> _Task details_: In the following material, identify every line holding the string "React" and return it.

· · · ·

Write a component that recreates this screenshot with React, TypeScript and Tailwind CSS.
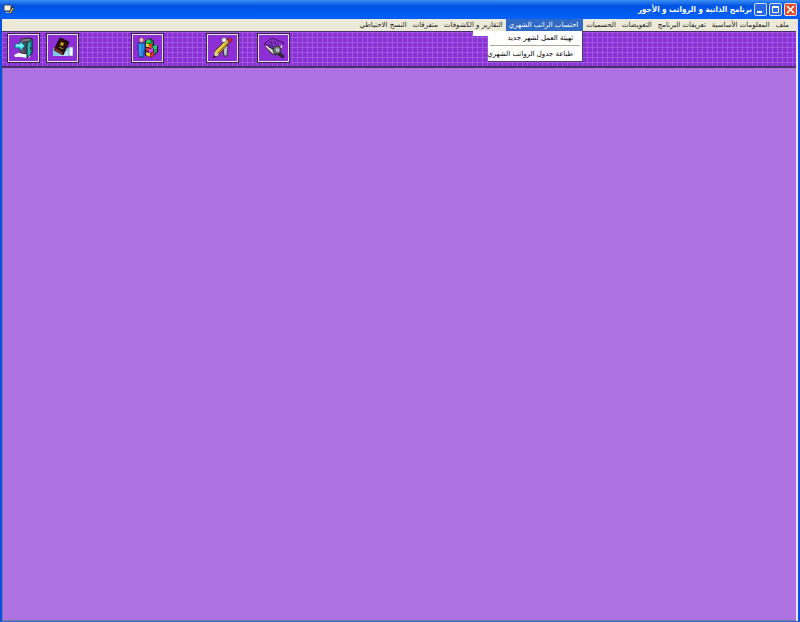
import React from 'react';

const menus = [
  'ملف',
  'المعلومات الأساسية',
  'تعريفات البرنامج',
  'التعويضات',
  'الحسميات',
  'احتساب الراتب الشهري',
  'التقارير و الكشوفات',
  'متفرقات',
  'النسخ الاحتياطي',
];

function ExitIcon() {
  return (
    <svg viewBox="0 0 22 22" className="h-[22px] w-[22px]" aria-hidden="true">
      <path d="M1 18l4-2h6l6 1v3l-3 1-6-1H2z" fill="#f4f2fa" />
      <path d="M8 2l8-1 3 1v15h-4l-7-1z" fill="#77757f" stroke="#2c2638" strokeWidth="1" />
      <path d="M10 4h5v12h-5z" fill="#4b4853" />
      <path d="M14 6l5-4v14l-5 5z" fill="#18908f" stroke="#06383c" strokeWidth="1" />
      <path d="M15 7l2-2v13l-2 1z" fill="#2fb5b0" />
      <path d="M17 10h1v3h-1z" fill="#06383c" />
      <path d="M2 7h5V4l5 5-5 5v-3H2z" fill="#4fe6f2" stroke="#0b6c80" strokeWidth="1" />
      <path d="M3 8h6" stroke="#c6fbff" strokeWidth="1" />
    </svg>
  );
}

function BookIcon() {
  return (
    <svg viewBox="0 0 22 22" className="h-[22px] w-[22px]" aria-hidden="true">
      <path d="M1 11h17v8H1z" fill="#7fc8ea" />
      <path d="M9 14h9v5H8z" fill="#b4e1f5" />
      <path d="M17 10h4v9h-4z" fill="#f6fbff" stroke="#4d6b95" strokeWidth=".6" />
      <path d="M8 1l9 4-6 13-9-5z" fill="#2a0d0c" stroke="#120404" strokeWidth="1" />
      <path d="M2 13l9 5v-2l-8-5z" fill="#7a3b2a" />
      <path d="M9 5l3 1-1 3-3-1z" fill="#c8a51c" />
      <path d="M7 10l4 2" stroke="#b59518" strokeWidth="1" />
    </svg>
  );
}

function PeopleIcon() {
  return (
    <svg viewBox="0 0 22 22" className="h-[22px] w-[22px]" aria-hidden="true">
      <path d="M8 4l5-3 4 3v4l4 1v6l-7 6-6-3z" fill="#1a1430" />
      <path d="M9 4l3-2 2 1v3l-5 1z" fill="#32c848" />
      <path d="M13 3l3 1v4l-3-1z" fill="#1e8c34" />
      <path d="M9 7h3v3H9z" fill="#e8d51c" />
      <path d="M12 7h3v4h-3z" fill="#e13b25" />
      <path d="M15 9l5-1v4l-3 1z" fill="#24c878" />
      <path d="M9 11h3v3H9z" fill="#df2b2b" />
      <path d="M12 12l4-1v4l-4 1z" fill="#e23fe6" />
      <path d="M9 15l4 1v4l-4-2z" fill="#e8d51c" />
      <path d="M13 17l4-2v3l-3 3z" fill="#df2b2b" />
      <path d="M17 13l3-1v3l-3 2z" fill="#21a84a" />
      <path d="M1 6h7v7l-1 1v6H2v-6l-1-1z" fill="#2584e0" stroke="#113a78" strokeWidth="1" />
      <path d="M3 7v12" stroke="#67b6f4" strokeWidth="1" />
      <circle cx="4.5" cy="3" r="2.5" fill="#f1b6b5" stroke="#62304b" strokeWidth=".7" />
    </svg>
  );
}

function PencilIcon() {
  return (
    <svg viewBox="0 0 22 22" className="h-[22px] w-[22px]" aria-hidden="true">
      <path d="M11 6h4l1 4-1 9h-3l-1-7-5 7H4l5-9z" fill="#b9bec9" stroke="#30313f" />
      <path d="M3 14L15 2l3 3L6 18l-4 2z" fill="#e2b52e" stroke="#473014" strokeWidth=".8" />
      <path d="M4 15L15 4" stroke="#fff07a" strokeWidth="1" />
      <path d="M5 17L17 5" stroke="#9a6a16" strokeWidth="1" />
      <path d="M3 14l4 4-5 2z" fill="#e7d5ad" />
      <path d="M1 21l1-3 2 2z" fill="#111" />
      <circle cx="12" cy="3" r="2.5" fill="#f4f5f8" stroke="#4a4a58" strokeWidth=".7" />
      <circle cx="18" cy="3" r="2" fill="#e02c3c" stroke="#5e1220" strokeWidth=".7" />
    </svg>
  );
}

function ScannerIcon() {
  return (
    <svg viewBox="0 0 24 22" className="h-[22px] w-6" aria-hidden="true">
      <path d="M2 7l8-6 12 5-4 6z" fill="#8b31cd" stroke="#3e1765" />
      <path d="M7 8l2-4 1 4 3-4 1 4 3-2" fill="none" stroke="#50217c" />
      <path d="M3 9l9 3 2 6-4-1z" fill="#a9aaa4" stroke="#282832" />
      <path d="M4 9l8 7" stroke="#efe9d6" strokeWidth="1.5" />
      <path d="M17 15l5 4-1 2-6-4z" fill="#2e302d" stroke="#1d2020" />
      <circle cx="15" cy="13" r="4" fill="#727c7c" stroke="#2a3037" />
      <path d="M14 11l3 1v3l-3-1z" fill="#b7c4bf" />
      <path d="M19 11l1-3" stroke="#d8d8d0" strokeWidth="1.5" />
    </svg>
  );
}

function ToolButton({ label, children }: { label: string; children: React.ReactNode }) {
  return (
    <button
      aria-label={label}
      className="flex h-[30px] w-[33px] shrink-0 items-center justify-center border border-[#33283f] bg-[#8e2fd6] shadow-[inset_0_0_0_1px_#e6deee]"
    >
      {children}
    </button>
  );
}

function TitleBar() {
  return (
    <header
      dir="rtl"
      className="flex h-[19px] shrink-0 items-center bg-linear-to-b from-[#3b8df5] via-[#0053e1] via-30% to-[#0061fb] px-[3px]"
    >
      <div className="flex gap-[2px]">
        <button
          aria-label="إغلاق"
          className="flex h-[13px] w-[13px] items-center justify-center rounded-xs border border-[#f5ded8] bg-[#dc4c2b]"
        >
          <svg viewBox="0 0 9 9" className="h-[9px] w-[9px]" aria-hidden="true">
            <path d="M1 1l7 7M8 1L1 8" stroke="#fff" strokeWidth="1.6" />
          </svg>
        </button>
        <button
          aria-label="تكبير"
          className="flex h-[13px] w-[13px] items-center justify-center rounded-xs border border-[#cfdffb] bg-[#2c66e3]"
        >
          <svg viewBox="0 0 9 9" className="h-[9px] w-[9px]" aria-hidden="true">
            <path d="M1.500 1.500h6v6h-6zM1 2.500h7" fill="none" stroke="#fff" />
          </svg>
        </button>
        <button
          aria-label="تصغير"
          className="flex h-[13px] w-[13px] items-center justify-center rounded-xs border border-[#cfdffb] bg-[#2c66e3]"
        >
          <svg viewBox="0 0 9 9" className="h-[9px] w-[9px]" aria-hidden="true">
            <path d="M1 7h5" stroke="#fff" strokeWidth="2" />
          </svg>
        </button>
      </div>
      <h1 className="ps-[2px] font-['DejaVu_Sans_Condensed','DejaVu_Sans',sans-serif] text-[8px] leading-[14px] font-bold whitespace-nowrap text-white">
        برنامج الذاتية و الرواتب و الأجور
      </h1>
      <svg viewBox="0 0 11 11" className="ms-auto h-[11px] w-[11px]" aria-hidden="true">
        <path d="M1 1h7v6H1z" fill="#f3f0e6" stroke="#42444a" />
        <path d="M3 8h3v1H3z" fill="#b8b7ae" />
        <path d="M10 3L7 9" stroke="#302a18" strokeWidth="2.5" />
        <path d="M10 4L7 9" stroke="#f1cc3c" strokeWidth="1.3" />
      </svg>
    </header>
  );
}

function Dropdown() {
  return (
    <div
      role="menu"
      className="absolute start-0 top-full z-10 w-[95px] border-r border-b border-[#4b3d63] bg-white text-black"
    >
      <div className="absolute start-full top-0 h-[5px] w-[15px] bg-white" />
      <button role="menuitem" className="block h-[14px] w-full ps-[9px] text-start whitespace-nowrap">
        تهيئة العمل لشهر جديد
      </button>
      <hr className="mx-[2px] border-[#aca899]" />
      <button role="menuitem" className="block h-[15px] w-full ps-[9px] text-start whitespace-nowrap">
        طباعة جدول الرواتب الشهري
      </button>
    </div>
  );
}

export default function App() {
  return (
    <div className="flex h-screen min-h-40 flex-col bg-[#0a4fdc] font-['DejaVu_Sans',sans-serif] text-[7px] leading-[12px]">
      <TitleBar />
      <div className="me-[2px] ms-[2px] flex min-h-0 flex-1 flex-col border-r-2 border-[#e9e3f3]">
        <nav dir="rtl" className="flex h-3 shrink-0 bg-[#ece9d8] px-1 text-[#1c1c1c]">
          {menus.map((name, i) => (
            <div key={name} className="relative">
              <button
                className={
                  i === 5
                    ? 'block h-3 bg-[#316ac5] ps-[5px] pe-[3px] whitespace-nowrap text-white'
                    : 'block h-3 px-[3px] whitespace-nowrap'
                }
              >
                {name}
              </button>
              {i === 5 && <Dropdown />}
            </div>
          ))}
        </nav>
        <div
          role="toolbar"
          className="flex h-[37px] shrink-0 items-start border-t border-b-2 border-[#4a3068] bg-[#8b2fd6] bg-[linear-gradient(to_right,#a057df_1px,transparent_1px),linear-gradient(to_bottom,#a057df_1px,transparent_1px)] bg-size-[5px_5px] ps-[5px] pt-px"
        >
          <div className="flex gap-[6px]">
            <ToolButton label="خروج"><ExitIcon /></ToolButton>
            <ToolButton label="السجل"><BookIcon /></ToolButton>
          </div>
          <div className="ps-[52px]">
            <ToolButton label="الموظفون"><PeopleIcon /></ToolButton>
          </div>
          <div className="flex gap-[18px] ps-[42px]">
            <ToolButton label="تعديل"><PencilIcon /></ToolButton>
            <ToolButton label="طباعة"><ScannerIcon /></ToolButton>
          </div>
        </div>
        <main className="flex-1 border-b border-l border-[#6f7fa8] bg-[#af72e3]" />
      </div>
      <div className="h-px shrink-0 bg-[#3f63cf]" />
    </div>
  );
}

· · · ·

> _Full solution_:
Write a component that recreates this screenshot with React, TypeScript and Tailwind CSS.
import React from 'react';
function ToolButton({ label, children }: { label: string; children: React.ReactNode }) {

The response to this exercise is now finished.